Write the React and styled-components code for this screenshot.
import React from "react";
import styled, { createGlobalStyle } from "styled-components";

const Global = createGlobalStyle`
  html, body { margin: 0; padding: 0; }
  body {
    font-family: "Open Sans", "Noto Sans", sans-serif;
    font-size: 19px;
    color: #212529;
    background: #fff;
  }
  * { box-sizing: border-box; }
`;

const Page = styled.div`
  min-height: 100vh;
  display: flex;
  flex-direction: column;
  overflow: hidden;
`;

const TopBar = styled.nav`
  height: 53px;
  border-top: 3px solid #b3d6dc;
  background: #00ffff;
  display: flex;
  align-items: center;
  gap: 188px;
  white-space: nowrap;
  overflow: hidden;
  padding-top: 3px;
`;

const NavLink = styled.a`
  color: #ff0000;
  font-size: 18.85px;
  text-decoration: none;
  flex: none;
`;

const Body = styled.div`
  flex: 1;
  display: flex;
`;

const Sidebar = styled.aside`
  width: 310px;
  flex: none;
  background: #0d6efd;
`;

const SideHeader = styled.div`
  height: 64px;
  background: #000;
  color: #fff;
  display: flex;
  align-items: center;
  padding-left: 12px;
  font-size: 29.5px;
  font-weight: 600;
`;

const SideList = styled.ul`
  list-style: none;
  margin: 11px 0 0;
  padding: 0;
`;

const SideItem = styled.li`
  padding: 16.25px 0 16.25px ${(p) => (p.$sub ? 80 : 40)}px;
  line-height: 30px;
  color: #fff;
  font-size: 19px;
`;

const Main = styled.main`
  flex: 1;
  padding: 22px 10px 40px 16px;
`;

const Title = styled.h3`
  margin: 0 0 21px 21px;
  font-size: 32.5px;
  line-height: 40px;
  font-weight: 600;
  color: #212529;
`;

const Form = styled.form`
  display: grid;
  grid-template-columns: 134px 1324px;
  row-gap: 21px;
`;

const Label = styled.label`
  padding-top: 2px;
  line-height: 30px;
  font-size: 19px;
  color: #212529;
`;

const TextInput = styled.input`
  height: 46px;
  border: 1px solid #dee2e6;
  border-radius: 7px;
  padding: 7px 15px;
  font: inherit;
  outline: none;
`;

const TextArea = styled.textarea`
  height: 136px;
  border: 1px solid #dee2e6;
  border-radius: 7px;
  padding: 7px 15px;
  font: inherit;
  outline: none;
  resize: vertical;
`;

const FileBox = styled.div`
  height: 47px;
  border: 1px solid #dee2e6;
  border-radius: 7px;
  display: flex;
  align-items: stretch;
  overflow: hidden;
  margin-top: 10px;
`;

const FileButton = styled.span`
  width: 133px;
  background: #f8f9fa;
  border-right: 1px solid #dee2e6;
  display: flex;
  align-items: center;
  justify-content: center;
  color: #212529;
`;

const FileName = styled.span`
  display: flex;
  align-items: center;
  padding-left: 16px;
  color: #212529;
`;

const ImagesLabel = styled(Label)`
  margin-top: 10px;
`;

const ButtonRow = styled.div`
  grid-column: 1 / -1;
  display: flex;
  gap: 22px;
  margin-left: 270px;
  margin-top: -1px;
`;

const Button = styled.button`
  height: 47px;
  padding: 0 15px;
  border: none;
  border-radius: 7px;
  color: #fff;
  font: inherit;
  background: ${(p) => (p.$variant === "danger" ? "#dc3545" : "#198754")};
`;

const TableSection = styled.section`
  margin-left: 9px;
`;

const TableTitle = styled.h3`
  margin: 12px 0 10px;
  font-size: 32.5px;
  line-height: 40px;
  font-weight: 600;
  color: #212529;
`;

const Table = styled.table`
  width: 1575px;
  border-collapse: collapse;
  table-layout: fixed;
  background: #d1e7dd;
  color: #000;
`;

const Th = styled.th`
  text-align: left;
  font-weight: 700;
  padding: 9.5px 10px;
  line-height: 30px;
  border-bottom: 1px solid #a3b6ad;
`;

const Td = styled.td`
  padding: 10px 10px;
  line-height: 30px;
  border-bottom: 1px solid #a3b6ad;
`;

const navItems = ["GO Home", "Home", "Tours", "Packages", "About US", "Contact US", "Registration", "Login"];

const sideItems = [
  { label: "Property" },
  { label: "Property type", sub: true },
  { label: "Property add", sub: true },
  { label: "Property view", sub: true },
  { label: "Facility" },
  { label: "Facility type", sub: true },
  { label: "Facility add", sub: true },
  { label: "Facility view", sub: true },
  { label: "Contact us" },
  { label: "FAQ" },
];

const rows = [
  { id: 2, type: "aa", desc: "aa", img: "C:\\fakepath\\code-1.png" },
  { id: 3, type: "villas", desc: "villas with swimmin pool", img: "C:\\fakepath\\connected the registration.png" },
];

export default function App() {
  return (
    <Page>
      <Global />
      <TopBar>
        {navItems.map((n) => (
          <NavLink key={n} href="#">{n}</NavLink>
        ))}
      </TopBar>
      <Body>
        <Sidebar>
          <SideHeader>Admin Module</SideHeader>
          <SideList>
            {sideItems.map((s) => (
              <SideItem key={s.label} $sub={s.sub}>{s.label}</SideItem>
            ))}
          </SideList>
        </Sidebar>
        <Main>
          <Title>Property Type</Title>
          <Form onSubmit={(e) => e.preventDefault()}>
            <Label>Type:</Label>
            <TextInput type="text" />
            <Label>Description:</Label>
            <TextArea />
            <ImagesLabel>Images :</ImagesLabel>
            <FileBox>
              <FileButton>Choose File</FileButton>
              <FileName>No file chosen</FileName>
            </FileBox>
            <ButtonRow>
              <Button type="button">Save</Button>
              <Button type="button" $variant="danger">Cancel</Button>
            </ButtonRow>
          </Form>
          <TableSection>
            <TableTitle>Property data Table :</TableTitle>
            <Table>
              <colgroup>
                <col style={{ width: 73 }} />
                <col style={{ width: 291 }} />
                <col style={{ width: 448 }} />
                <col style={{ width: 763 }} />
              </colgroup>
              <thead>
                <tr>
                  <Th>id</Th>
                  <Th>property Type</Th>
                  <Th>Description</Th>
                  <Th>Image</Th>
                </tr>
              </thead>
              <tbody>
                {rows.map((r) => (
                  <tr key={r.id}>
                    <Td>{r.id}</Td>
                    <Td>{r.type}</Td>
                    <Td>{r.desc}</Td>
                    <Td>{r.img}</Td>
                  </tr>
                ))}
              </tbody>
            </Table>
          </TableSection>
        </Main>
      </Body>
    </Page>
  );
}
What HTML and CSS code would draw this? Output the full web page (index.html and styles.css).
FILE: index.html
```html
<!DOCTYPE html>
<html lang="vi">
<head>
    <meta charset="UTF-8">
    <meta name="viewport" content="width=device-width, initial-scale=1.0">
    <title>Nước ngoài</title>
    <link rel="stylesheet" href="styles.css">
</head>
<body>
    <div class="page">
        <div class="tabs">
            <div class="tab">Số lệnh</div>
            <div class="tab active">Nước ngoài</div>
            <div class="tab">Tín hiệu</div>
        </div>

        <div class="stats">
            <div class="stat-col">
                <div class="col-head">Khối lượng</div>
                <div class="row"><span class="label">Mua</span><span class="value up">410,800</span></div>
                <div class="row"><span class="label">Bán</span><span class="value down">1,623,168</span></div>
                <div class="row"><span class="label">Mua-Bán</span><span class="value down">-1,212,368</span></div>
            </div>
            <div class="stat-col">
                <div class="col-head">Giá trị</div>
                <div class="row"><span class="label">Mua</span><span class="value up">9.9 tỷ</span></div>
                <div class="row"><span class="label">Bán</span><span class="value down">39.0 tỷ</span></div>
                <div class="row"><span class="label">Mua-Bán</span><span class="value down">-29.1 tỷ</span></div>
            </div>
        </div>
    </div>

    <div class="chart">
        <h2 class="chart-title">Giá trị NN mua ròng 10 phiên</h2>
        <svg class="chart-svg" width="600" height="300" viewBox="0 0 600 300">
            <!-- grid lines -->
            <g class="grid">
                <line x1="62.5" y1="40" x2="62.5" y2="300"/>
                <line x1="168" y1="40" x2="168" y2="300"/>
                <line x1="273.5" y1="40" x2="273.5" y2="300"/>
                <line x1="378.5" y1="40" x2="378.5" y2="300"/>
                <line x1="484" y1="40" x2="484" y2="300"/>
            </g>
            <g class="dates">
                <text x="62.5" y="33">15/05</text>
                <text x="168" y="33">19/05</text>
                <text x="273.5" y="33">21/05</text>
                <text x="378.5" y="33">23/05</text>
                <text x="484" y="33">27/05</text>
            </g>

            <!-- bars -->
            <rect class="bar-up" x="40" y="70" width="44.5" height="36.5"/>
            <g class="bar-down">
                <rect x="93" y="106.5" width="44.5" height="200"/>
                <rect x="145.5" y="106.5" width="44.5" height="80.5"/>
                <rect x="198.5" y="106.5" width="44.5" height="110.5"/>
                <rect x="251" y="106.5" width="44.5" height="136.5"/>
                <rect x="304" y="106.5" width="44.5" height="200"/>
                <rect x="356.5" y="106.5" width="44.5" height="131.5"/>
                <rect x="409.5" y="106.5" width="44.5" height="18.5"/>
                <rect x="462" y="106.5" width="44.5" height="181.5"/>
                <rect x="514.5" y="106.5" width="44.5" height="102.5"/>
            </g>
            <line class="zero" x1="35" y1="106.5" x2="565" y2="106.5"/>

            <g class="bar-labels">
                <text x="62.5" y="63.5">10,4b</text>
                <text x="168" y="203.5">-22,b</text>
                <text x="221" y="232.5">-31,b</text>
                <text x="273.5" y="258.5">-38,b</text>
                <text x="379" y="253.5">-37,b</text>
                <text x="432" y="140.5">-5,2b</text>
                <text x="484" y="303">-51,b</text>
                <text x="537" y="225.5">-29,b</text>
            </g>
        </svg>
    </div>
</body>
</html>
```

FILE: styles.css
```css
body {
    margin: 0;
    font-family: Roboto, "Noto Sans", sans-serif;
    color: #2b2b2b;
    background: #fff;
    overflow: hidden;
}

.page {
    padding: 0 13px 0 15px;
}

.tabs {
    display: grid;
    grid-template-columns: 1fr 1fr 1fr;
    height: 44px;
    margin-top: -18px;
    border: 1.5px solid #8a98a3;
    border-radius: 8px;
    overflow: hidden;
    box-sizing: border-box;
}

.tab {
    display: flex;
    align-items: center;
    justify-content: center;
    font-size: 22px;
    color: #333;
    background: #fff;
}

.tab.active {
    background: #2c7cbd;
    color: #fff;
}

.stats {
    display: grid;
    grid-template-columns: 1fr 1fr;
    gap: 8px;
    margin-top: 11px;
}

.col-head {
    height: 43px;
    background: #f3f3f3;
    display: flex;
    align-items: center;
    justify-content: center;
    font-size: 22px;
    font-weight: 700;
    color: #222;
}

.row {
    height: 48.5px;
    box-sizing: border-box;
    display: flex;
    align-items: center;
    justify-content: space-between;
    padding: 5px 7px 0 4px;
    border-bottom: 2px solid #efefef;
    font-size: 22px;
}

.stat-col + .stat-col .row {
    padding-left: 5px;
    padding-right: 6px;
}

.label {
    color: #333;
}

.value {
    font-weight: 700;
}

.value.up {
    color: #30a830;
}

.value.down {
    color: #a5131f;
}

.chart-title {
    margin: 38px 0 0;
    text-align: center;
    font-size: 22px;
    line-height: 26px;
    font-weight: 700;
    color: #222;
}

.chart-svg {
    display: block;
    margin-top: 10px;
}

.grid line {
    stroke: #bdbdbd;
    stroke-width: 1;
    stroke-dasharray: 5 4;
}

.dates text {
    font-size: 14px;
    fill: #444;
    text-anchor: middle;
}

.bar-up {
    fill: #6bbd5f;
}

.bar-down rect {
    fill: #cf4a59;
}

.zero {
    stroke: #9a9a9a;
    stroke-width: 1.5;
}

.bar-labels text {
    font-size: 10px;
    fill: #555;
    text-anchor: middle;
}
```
▬▬▬
Copy every line of the material in which the word "code" occurs.

**Answer below**
Write the React and styled-components code for this screenshot.
  { id: 2, type: "aa", desc: "aa", img: "C:\\fakepath\\code-1.png" },
What HTML and CSS code would draw this? Output the full web page (index.html and styles.css).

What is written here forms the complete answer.